● Written instruction
Copy the listing below in full and skip every picture.

● Supplied material

◆ ◆ ◆

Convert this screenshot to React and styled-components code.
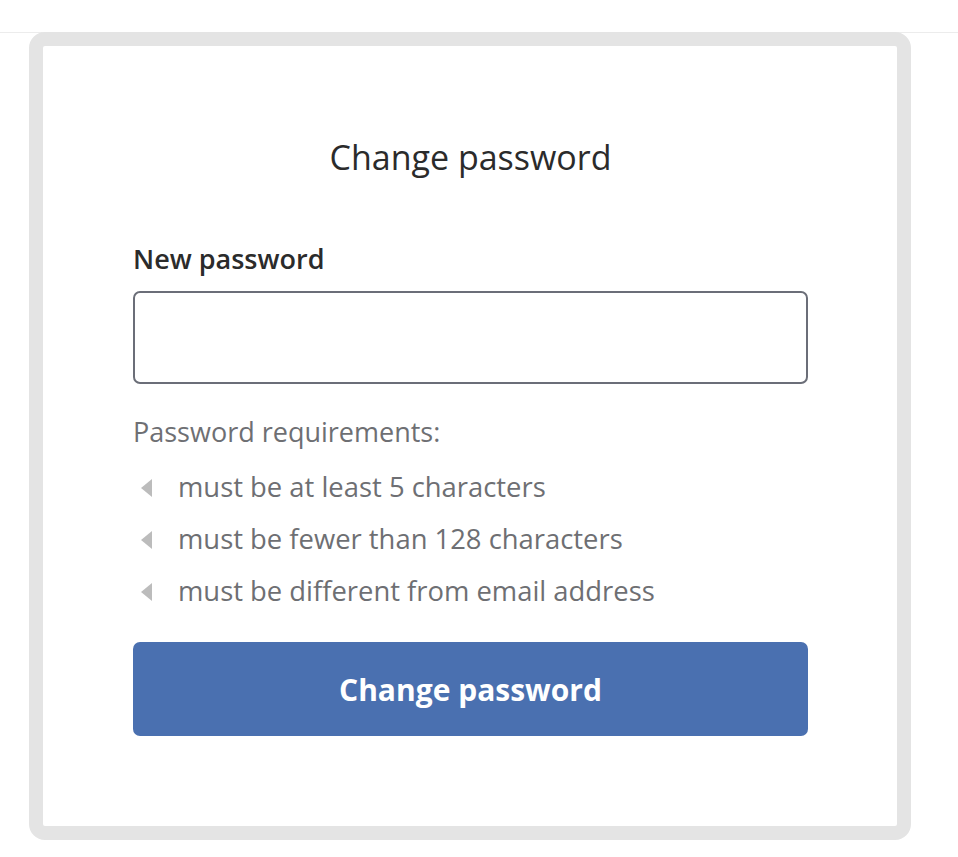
import React from "react";
import styled, { createGlobalStyle } from "styled-components";

const GlobalStyle = createGlobalStyle`
  html, body {
    margin: 0;
    padding: 0;
    background: #ffffff;
  }
  body {
    font-family: "Open Sans", "Noto Sans", sans-serif;
  }
`;

const Page = styled.div`
  width: 958px;
  min-height: 857px;
  display: flex;
  flex-direction: column;
`;

const TopBar = styled.div`
  height: 32px;
  border-bottom: 1px solid #ececec;
`;

const CardWrap = styled.div`
  display: flex;
  padding: 0 47px 17px 29px;
  margin-top: -1px;
`;

const Card = styled.div`
  flex: 1;
  border: 14px solid #e4e4e4;
  border-radius: 16px;
  background: #ffffff;
  padding: 87px 89px 90px 90px;
  display: flex;
  flex-direction: column;
`;

const Title = styled.h1`
  margin: 0 0 62px;
  text-align: center;
  font-size: 34px;
  font-weight: 400;
  color: #2b2b2b;
  line-height: 48px;
`;

const Label = styled.label`
  font-size: 27px;
  font-weight: 600;
  color: #2b2b2b;
  line-height: 32px;
  margin-bottom: 16px;
`;

const Input = styled.input`
  height: 93px;
  box-sizing: border-box;
  border: 2px solid #6b6e78;
  border-radius: 7px;
  padding: 0 16px;
  font-size: 24px;
  outline: none;
`;

const Hint = styled.p`
  margin: 31px 0 11px;
  font-size: 27px;
  color: #6e6f73;
  line-height: 34px;
`;

const Rules = styled.ul`
  list-style: none;
  margin: 0 0 26px;
  padding: 0;
`;

const Rule = styled.li`
  display: flex;
  align-items: center;
  height: 52px;
  font-size: 27.4px;
  color: #6e6f73;
`;

const Marker = styled.span`
  width: 0;
  height: 0;
  margin: 4px 26px 0 8px;
  border-top: 9px solid transparent;
  border-bottom: 9px solid transparent;
  border-right: 11px solid #bcbcbc;
`;

const Button = styled.button`
  height: 94px;
  border: none;
  border-radius: 7px;
  background: #4a70b0;
  color: #ffffff;
  font-family: inherit;
  font-size: 30px;
  font-weight: 700;
  cursor: pointer;
`;

const rules = [
  "must be at least 5 characters",
  "must be fewer than 128 characters",
  "must be different from email address",
];

export default function App() {
  return (
    <>
      <GlobalStyle />
      <Page>
        <TopBar />
        <CardWrap>
          <Card>
            <Title>Change password</Title>
            <Label htmlFor="new-password">New password</Label>
            <Input id="new-password" type="password" />
            <Hint>Password requirements:</Hint>
            <Rules>
              {rules.map((r) => (
                <Rule key={r}>
                  <Marker />
                  {r}
                </Rule>
              ))}
            </Rules>
            <Button>Change password</Button>
          </Card>
        </CardWrap>
      </Page>
    </>
  );
}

◆ ◆ ◆

● Solution below
Convert this screenshot to React and styled-components code.
import React from "react";
import styled, { createGlobalStyle } from "styled-components";

const GlobalStyle = createGlobalStyle`
  html, body {
    margin: 0;
    padding: 0;
    background: #ffffff;
  }
  body {
    font-family: "Open Sans", "Noto Sans", sans-serif;
  }
`;

const Page = styled.div`
  width: 958px;
  min-height: 857px;
  display: flex;
  flex-direction: column;
`;

const TopBar = styled.div`
  height: 32px;
  border-bottom: 1px solid #ececec;
`;

const CardWrap = styled.div`
  display: flex;
  padding: 0 47px 17px 29px;
  margin-top: -1px;
`;

const Card = styled.div`
  flex: 1;
  border: 14px solid #e4e4e4;
  border-radius: 16px;
  background: #ffffff;
  padding: 87px 89px 90px 90px;
  display: flex;
  flex-direction: column;
`;

const Title = styled.h1`
  margin: 0 0 62px;
  text-align: center;
  font-size: 34px;
  font-weight: 400;
  color: #2b2b2b;
  line-height: 48px;
`;

const Label = styled.label`
  font-size: 27px;
  font-weight: 600;
  color: #2b2b2b;
  line-height: 32px;
  margin-bottom: 16px;
`;

const Input = styled.input`
  height: 93px;
  box-sizing: border-box;
  border: 2px solid #6b6e78;
  border-radius: 7px;
  padding: 0 16px;
  font-size: 24px;
  outline: none;
`;

const Hint = styled.p`
  margin: 31px 0 11px;
  font-size: 27px;
  color: #6e6f73;
  line-height: 34px;
`;

const Rules = styled.ul`
  list-style: none;
  margin: 0 0 26px;
  padding: 0;
`;

const Rule = styled.li`
  display: flex;
  align-items: center;
  height: 52px;
  font-size: 27.4px;
  color: #6e6f73;
`;

const Marker = styled.span`
  width: 0;
  height: 0;
  margin: 4px 26px 0 8px;
  border-top: 9px solid transparent;
  border-bottom: 9px solid transparent;
  border-right: 11px solid #bcbcbc;
`;

const Button = styled.button`
  height: 94px;
  border: none;
  border-radius: 7px;
  background: #4a70b0;
  color: #ffffff;
  font-family: inherit;
  font-size: 30px;
  font-weight: 700;
  cursor: pointer;
`;

const rules = [
  "must be at least 5 characters",
  "must be fewer than 128 characters",
  "must be different from email address",
];

export default function App() {
  return (
    <>
      <GlobalStyle />
      <Page>
        <TopBar />
        <CardWrap>
          <Card>
            <Title>Change password</Title>
            <Label htmlFor="new-password">New password</Label>
            <Input id="new-password" type="password" />
            <Hint>Password requirements:</Hint>
            <Rules>
              {rules.map((r) => (
                <Rule key={r}>
                  <Marker />
                  {r}
                </Rule>
              ))}
            </Rules>
            <Button>Change password</Button>
          </Card>
        </CardWrap>
      </Page>
    </>
  );
}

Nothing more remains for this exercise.